Task requirements => Pictures in the data below are not part of the copy; transcribe everything else exactly.
** begin **
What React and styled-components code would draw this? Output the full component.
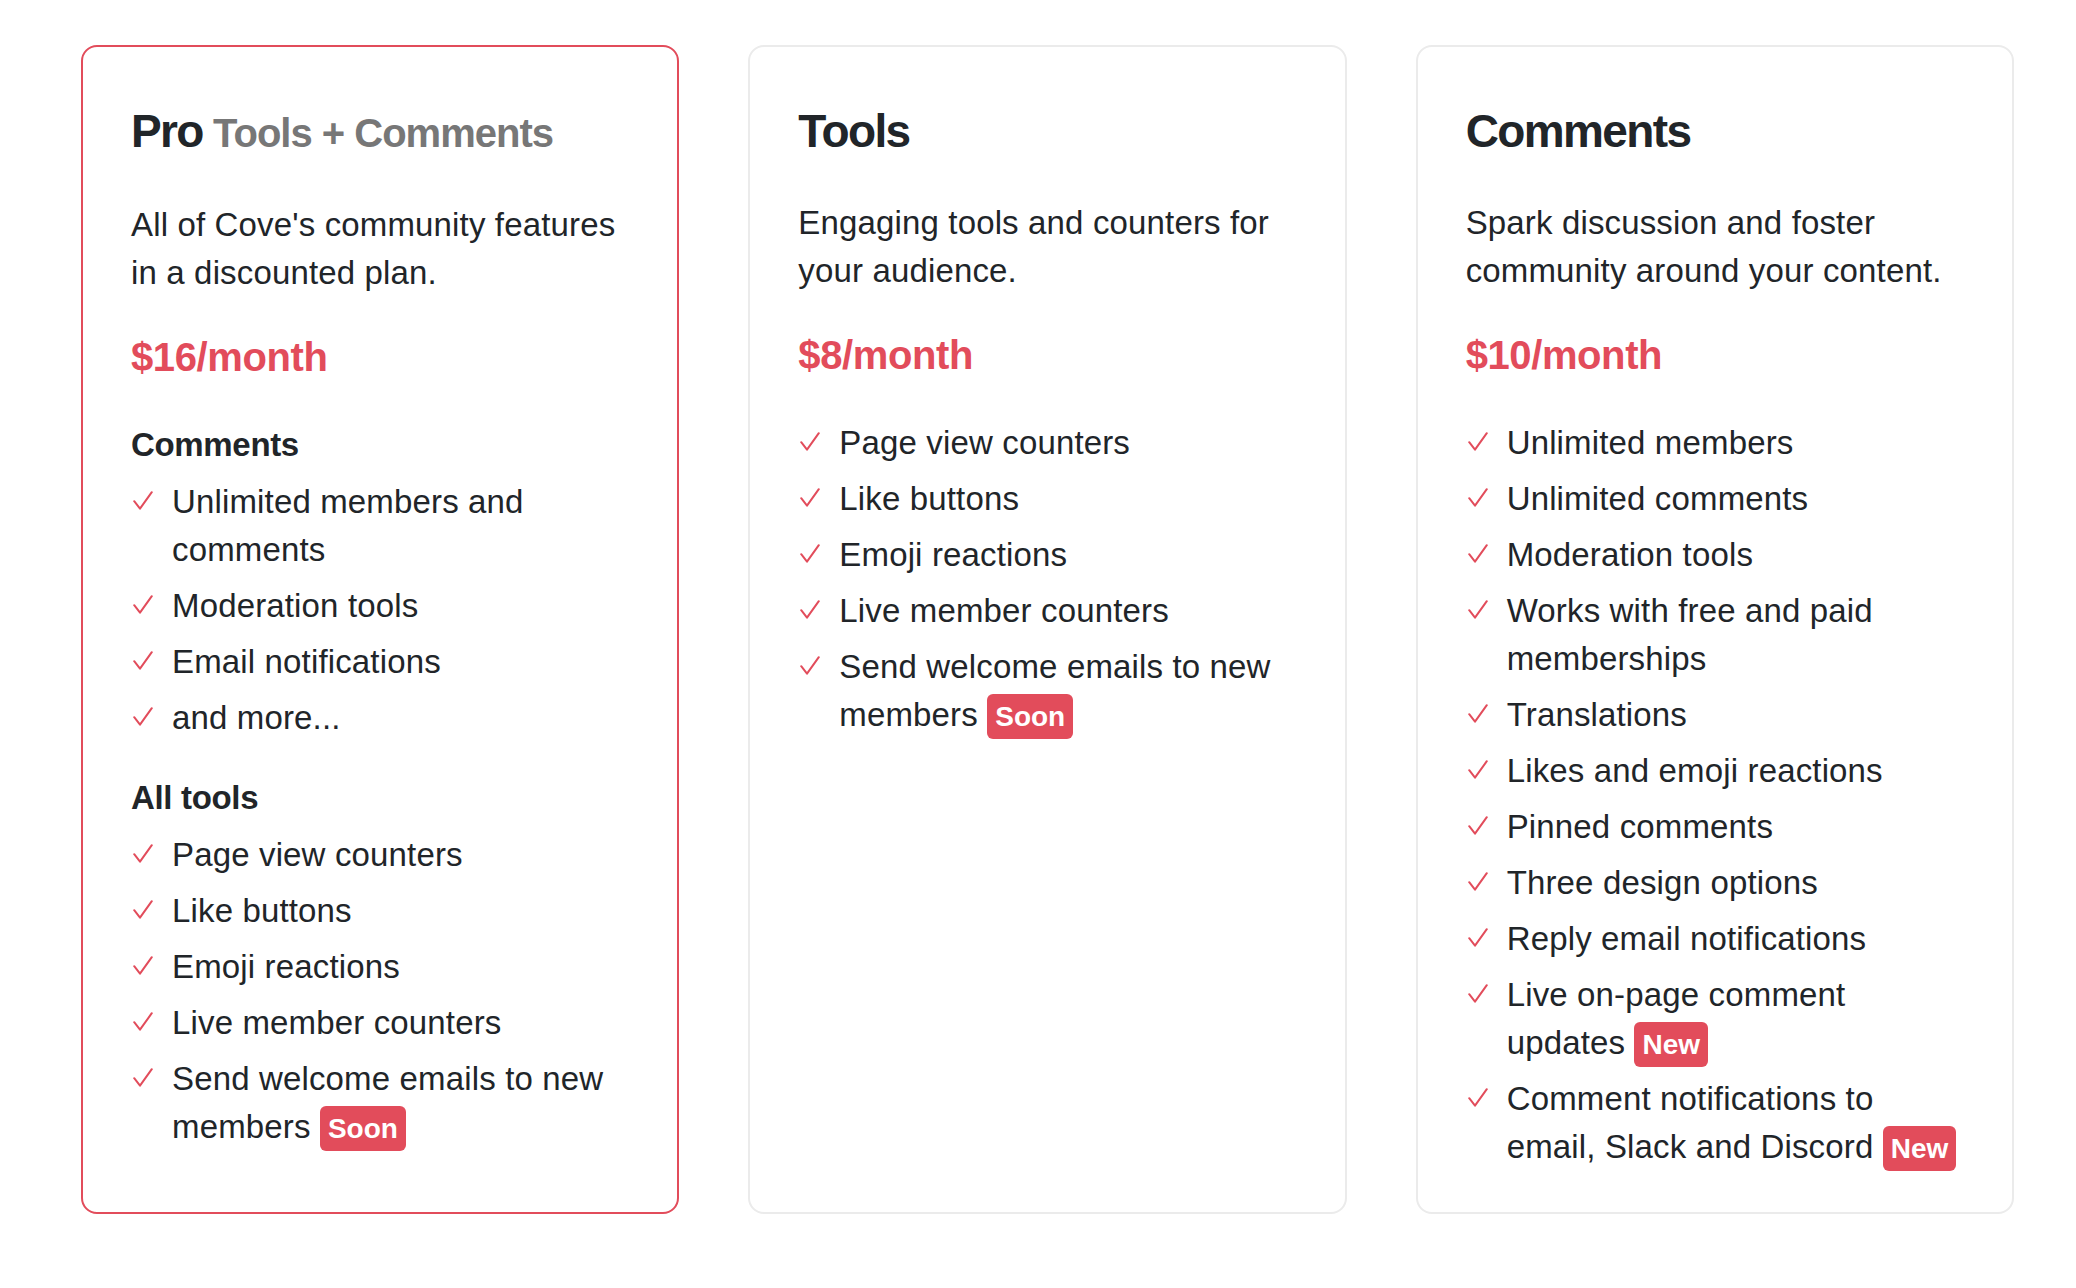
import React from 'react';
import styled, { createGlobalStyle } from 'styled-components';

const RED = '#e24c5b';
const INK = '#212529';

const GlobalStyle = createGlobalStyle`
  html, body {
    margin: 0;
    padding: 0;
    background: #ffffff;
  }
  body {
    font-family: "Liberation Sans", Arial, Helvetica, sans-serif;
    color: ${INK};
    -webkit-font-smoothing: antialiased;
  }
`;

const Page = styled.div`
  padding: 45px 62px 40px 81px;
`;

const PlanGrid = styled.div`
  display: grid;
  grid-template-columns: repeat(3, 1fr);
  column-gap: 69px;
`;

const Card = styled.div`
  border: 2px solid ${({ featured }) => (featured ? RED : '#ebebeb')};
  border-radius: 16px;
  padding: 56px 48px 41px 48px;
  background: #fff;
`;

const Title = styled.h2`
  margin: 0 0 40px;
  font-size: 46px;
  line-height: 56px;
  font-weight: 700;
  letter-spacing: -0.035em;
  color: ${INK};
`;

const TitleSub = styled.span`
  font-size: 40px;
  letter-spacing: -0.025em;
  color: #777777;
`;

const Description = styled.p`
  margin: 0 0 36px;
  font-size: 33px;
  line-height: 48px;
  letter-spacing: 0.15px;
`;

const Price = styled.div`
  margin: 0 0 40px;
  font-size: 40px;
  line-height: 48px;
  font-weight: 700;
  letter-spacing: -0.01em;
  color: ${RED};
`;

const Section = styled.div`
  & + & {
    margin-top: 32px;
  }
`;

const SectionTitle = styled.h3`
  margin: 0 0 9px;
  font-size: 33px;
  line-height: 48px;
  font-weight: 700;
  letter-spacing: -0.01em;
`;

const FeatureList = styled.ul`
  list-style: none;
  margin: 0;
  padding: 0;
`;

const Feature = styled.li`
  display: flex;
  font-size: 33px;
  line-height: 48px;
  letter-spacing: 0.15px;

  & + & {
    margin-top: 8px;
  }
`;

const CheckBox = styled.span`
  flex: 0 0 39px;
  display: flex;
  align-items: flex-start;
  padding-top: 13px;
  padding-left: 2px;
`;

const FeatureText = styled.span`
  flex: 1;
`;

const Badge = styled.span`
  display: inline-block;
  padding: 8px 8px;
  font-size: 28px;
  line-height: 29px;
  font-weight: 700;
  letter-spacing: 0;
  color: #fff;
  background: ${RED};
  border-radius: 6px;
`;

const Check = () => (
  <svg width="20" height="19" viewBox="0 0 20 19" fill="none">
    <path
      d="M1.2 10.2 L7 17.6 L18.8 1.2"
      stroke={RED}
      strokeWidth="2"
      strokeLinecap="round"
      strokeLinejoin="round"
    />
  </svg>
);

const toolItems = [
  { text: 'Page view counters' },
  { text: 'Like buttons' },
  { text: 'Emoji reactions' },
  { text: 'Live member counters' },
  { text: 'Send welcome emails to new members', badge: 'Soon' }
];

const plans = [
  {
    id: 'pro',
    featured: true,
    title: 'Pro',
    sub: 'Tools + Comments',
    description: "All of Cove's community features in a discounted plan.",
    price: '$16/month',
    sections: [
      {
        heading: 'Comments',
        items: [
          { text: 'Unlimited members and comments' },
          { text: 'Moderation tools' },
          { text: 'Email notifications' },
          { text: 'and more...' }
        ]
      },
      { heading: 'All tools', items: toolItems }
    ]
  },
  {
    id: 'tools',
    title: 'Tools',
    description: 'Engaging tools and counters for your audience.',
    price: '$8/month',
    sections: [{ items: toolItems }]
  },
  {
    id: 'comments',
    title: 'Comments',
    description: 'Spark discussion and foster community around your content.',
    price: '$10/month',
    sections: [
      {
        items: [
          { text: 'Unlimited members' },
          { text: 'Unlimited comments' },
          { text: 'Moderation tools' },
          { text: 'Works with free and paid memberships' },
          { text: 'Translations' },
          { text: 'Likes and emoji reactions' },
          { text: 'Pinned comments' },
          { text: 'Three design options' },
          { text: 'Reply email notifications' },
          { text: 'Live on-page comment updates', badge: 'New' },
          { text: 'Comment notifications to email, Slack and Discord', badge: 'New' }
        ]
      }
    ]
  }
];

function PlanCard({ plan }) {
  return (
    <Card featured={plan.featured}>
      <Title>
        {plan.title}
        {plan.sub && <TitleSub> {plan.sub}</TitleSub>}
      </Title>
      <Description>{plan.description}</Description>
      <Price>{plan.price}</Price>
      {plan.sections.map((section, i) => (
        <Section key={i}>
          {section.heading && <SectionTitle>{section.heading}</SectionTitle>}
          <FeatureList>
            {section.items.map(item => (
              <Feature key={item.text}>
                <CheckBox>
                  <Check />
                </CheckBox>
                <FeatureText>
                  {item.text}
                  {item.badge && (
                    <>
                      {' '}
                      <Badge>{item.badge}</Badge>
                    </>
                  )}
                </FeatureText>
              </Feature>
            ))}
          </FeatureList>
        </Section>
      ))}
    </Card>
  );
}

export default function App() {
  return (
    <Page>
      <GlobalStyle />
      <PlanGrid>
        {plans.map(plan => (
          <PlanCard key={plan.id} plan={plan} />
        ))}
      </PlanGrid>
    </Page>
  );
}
** end **
Task response =>
What React and styled-components code would draw this? Output the full component.
import React from 'react';
import styled, { createGlobalStyle } from 'styled-components';

const RED = '#e24c5b';
const INK = '#212529';

const GlobalStyle = createGlobalStyle`
  html, body {
    margin: 0;
    padding: 0;
    background: #ffffff;
  }
  body {
    font-family: "Liberation Sans", Arial, Helvetica, sans-serif;
    color: ${INK};
    -webkit-font-smoothing: antialiased;
  }
`;

const Page = styled.div`
  padding: 45px 62px 40px 81px;
`;

const PlanGrid = styled.div`
  display: grid;
  grid-template-columns: repeat(3, 1fr);
  column-gap: 69px;
`;

const Card = styled.div`
  border: 2px solid ${({ featured }) => (featured ? RED : '#ebebeb')};
  border-radius: 16px;
  padding: 56px 48px 41px 48px;
  background: #fff;
`;

const Title = styled.h2`
  margin: 0 0 40px;
  font-size: 46px;
  line-height: 56px;
  font-weight: 700;
  letter-spacing: -0.035em;
  color: ${INK};
`;

const TitleSub = styled.span`
  font-size: 40px;
  letter-spacing: -0.025em;
  color: #777777;
`;

const Description = styled.p`
  margin: 0 0 36px;
  font-size: 33px;
  line-height: 48px;
  letter-spacing: 0.15px;
`;

const Price = styled.div`
  margin: 0 0 40px;
  font-size: 40px;
  line-height: 48px;
  font-weight: 700;
  letter-spacing: -0.01em;
  color: ${RED};
`;

const Section = styled.div`
  & + & {
    margin-top: 32px;
  }
`;

const SectionTitle = styled.h3`
  margin: 0 0 9px;
  font-size: 33px;
  line-height: 48px;
  font-weight: 700;
  letter-spacing: -0.01em;
`;

const FeatureList = styled.ul`
  list-style: none;
  margin: 0;
  padding: 0;
`;

const Feature = styled.li`
  display: flex;
  font-size: 33px;
  line-height: 48px;
  letter-spacing: 0.15px;

  & + & {
    margin-top: 8px;
  }
`;

const CheckBox = styled.span`
  flex: 0 0 39px;
  display: flex;
  align-items: flex-start;
  padding-top: 13px;
  padding-left: 2px;
`;

const FeatureText = styled.span`
  flex: 1;
`;

const Badge = styled.span`
  display: inline-block;
  padding: 8px 8px;
  font-size: 28px;
  line-height: 29px;
  font-weight: 700;
  letter-spacing: 0;
  color: #fff;
  background: ${RED};
  border-radius: 6px;
`;

const Check = () => (
  <svg width="20" height="19" viewBox="0 0 20 19" fill="none">
    <path
      d="M1.2 10.2 L7 17.6 L18.8 1.2"
      stroke={RED}
      strokeWidth="2"
      strokeLinecap="round"
      strokeLinejoin="round"
    />
  </svg>
);

const toolItems = [
  { text: 'Page view counters' },
  { text: 'Like buttons' },
  { text: 'Emoji reactions' },
  { text: 'Live member counters' },
  { text: 'Send welcome emails to new members', badge: 'Soon' }
];

const plans = [
  {
    id: 'pro',
    featured: true,
    title: 'Pro',
    sub: 'Tools + Comments',
    description: "All of Cove's community features in a discounted plan.",
    price: '$16/month',
    sections: [
      {
        heading: 'Comments',
        items: [
          { text: 'Unlimited members and comments' },
          { text: 'Moderation tools' },
          { text: 'Email notifications' },
          { text: 'and more...' }
        ]
      },
      { heading: 'All tools', items: toolItems }
    ]
  },
  {
    id: 'tools',
    title: 'Tools',
    description: 'Engaging tools and counters for your audience.',
    price: '$8/month',
    sections: [{ items: toolItems }]
  },
  {
    id: 'comments',
    title: 'Comments',
    description: 'Spark discussion and foster community around your content.',
    price: '$10/month',
    sections: [
      {
        items: [
          { text: 'Unlimited members' },
          { text: 'Unlimited comments' },
          { text: 'Moderation tools' },
          { text: 'Works with free and paid memberships' },
          { text: 'Translations' },
          { text: 'Likes and emoji reactions' },
          { text: 'Pinned comments' },
          { text: 'Three design options' },
          { text: 'Reply email notifications' },
          { text: 'Live on-page comment updates', badge: 'New' },
          { text: 'Comment notifications to email, Slack and Discord', badge: 'New' }
        ]
      }
    ]
  }
];

function PlanCard({ plan }) {
  return (
    <Card featured={plan.featured}>
      <Title>
        {plan.title}
        {plan.sub && <TitleSub> {plan.sub}</TitleSub>}
      </Title>
      <Description>{plan.description}</Description>
      <Price>{plan.price}</Price>
      {plan.sections.map((section, i) => (
        <Section key={i}>
          {section.heading && <SectionTitle>{section.heading}</SectionTitle>}
          <FeatureList>
            {section.items.map(item => (
              <Feature key={item.text}>
                <CheckBox>
                  <Check />
                </CheckBox>
                <FeatureText>
                  {item.text}
                  {item.badge && (
                    <>
                      {' '}
                      <Badge>{item.badge}</Badge>
                    </>
                  )}
                </FeatureText>
              </Feature>
            ))}
          </FeatureList>
        </Section>
      ))}
    </Card>
  );
}

export default function App() {
  return (
    <Page>
      <GlobalStyle />
      <PlanGrid>
        {plans.map(plan => (
          <PlanCard key={plan.id} plan={plan} />
        ))}
      </PlanGrid>
    </Page>
  );
}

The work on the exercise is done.